Data lines:
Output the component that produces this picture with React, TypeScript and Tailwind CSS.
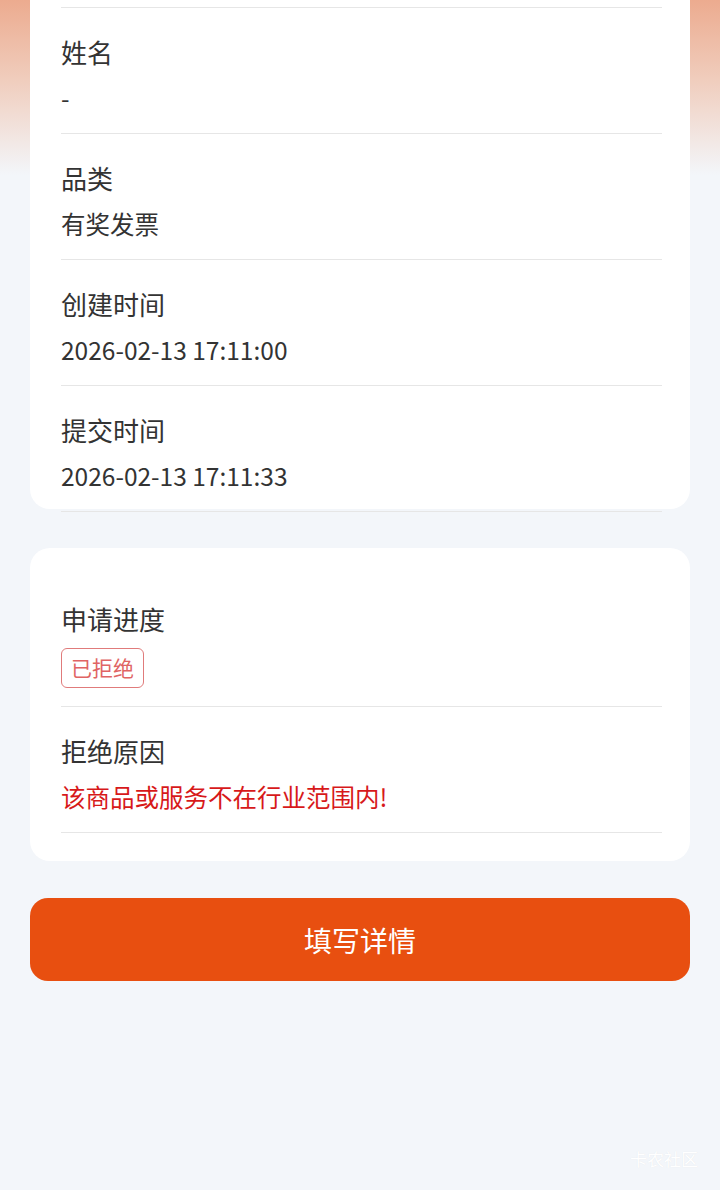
import React from "react";

const font = { fontFamily: '"Noto Sans CJK SC", "Noto Sans", sans-serif' };

function Row({ label, children }: { label: string; children: React.ReactNode }) {
  return (
    <div className="pt-[27px] pb-[18px] border-b border-[#e6e6e6]">
      <div className="text-[26px] leading-[34px] text-[#333333]">{label}</div>
      {children}
    </div>
  );
}

export default function App() {
  return (
    <div
      className="relative w-[720px] h-[1190px] overflow-hidden bg-[#f3f6fa] bg-[linear-gradient(180deg,#ecab8f_0px,#f0cdbd_80px,#f3f6fa_175px)]"
      style={font}
    >
      <div className="mx-[30px] bg-white rounded-b-[20px] pl-[31px] pr-[28px] h-[509px]">
        <div className="h-[8px] border-b border-[#e6e6e6]" />
        <Row label="姓名">
          <div className="mt-[12px] text-[24.5px] leading-[34px] text-[#333333]">-</div>
        </Row>
        <Row label="品类">
          <div className="mt-[12px] text-[24.5px] leading-[34px] text-[#333333]">有奖发票</div>
        </Row>
        <Row label="创建时间">
          <div className="mt-[12px] text-[24.5px] leading-[34px] text-[#333333]">2026-02-13 17:11:00</div>
        </Row>
        <Row label="提交时间">
          <div className="mt-[12px] text-[24.5px] leading-[34px] text-[#333333]">2026-02-13 17:11:33</div>
        </Row>
      </div>

      <div className="mx-[30px] mt-[39px] bg-white rounded-[20px] pl-[31px] pr-[28px] pt-[27px] pb-[28px]">
        <div className="pt-[27px] pb-[18px] border-b border-[#e6e6e6]">
          <div className="text-[26px] leading-[34px] text-[#333333]">申请进度</div>
          <div className="mt-[12px] inline-flex items-center h-[40px] px-[9px] border-[1.5px] border-[#e07b7b] rounded-[6px] text-[21px] text-[#e06464]">
            已拒绝
          </div>
        </div>
        <Row label="拒绝原因">
          <div className="mt-[12px] text-[24.5px] leading-[34px] text-[#d7191a]">该商品或服务不在行业范围内!</div>
        </Row>
      </div>

      <button className="mx-[30px] mt-[37px] w-[660px] h-[83px] rounded-[18px] bg-[#e84f10] text-white text-[28px] flex items-center justify-center">
        填写详情
      </button>

      <div className="absolute right-[22px] top-[1148px] text-[17px] leading-[22px] text-white [text-shadow:0_0_1px_rgba(0,0,0,0.08)]">
        卡农社区
      </div>
    </div>
  );
}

Short task: How many of these lines contain "React"? Write only the number.

Reply to the task: 3